Far from killing the global economy as he appears to be doing today, Trump might end up breathing life into it by forcing protectionist blocs like the EU to drop their tariffs, ideally on a Most Favoured Nation (worldwide) basis. The UK, too, should lower its levies, especially on the products that it does not produce, and start importing US chicken. These gestures, along with abandoning the Digital Services Tax, could yield a UK-US trade deal with low or zero tariffs. The USMCA will be renegotiated, hopefully opening up Canada’s dairy market and eliminating lumber subsidies, both of which have justifiably attracted the president’s ire. The Australians are no doubt preparing a package to offer the US as well; this could help them reduce their dependency on China. The short-term aftermath of Trump’s tariff massacre could be tough going, but by later this year we could well see a re-invigorated global economy with freer trade than ever before. In this sense, President Trump was right to call out ‘the world’ for not playing fair in trade and he should be commended for the boldness in taking action against it.
But while the economic damage wrought by this round of US tariffs can be undone and gains from freer trade unlocked, there may be other lasting harms that will be harder to unwind, notably the US president’s disdain for international law.
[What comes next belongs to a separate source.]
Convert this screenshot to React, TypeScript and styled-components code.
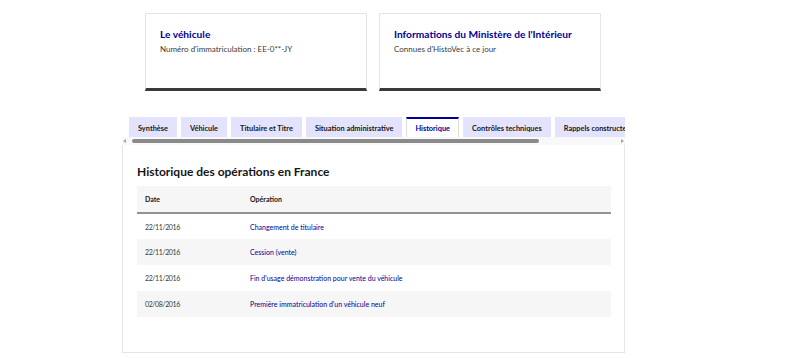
import React from "react";
import styled, { createGlobalStyle } from "styled-components";

const Global = createGlobalStyle`
  html, body { margin: 0; padding: 0; background: #fff; }
  body { font-family: Lato, "Liberation Sans", sans-serif; color: #161616; }
  * { box-sizing: border-box; }
`;

const Page = styled.div`
  width: 800px;
  height: 358px;
  padding-left: 122px;
  padding-top: 13px;
  overflow: hidden;
`;

const Column = styled.div`
  width: 503px;
  display: flex;
  flex-direction: column;
`;

const Cards = styled.div`
  display: flex;
  gap: 12px;
  padding-left: 23px;
`;

const Card = styled.div`
  width: 222px;
  height: 78px;
  border: 1px solid #e5e5e5;
  border-bottom: 3px solid #3a3a3a;
  padding: 14px 14px;
  display: flex;
  flex-direction: column;
  gap: 3px;
`;

const CardTitle = styled.div`
  font-size: 10.2px;
  font-weight: 700;
  color: #000091;
  line-height: 13px;
  white-space: nowrap;
`;

const CardText = styled.div`
  font-size: 8px;
  color: #3a3a3a;
  line-height: 11px;
`;

const Tabs = styled.div`
  margin-top: 26px;
  display: flex;
  gap: 4px;
  padding-left: 7px;
  width: 503px;
  overflow: hidden;
`;

const Tab = styled.div<{ $active?: boolean }>`
  flex: none;
  height: 20px;
  padding: 0 8px;
  display: flex;
  align-items: center;
  font-size: 7.4px;
  font-weight: 700;
  white-space: nowrap;
  background: ${(p) => (p.$active ? "#fff" : "#e3e3fd")};
  color: ${(p) => (p.$active ? "#000091" : "#161616")};
  border-top: 2px solid ${(p) => (p.$active ? "#000091" : "transparent")};
  border-left: 1px solid ${(p) => (p.$active ? "#ddd" : "transparent")};
  border-right: 1px solid ${(p) => (p.$active ? "#ddd" : "transparent")};
`;

const ScrollBar = styled.div`
  height: 8px;
  display: flex;
  align-items: center;
  gap: 2px;
  background: #f8f8f8;
  padding: 0 1px;
`;

const Arrow = styled.div<{ $dir: "left" | "right" }>`
  width: 0;
  height: 0;
  border-top: 2.5px solid transparent;
  border-bottom: 2.5px solid transparent;
  ${(p) =>
    p.$dir === "left"
      ? "border-right: 3px solid #a3a3a3;"
      : "border-left: 3px solid #a3a3a3;"}
`;

const Track = styled.div`
  flex: 1;
  height: 8px;
  display: flex;
  align-items: center;
  padding-left: 4px;
`;

const Thumb = styled.div`
  width: 407px;
  height: 4px;
  border-radius: 2px;
  background: #8a8a8a;
`;

const Panel = styled.div`
  height: 208px;
  border: 1px solid #e5e5e5;
  border-top: none;
  padding: 18px 14px 0 14px;
`;

const Heading = styled.h2`
  margin: 0;
  font-size: 12px;
  font-weight: 700;
  line-height: 18px;
  color: #161616;
`;

const Table = styled.table`
  margin-top: 5px;
  width: 474px;
  border-collapse: collapse;
  font-size: 7px;
`;

const Th = styled.th`
  text-align: left;
  height: 27px;
  background: #f6f6f6;
  border-bottom: 2px solid #929292;
  padding: 0 8px;
  font-weight: 700;
  color: #161616;
`;

const Tr = styled.tr<{ $alt?: boolean }>`
  background: ${(p) => (p.$alt ? "#f6f6f6" : "#fff")};
`;

const DateCell = styled.td`
  height: 26px;
  width: 105px;
  padding: 0 8px;
  color: #3a3a3a;
  letter-spacing: -0.4px;
`;

const OpCell = styled.td`
  padding: 0 8px;
  color: #000091;
`;

const rows = [
  ["22/11/2016", "Changement de titulaire"],
  ["22/11/2016", "Cession (vente)"],
  ["22/11/2016", "Fin d'usage démonstration pour vente du véhicule"],
  ["02/08/2016", "Première immatriculation d'un véhicule neuf"],
];

const tabs = [
  "Synthèse",
  "Véhicule",
  "Titulaire et Titre",
  "Situation administrative",
  "Historique",
  "Contrôles techniques",
  "Rappels constructeur",
];

export default function App() {
  return (
    <>
      <Global />
      <Page>
        <Column>
          <Cards>
            <Card>
              <CardTitle>Le véhicule</CardTitle>
              <CardText>Numéro d'immatriculation : EE-0**-JY</CardText>
            </Card>
            <Card>
              <CardTitle>Informations du Ministère de l'Intérieur</CardTitle>
              <CardText>Connues d'HistoVec à ce jour</CardText>
            </Card>
          </Cards>
          <Tabs>
            {tabs.map((t) => (
              <Tab key={t} $active={t === "Historique"}>
                {t}
              </Tab>
            ))}
          </Tabs>
          <ScrollBar>
            <Arrow $dir="left" />
            <Track>
              <Thumb />
            </Track>
            <Arrow $dir="right" />
          </ScrollBar>
          <Panel>
            <Heading>Historique des opérations en France</Heading>
            <Table>
              <thead>
                <tr>
                  <Th>Date</Th>
                  <Th>Opération</Th>
                </tr>
              </thead>
              <tbody>
                {rows.map((r, i) => (
                  <Tr key={i} $alt={i % 2 === 1}>
                    <DateCell>{r[0]}</DateCell>
                    <OpCell>{r[1]}</OpCell>
                  </Tr>
                ))}
              </tbody>
            </Table>
          </Panel>
        </Column>
      </Page>
    </>
  );
}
He might be excused for ignoring GATT since he had no hand in drafting it and because deeper trade liberalization has been difficult to achieve through the World Trade Organization, the rules of which are poorly adapted to non-market economies like China. But the USMCA is a trade treaty which Trump took credit for negotiating during his first term. If he is prepared to walk away from his own promises, it will be difficult to do business with America while he is in office.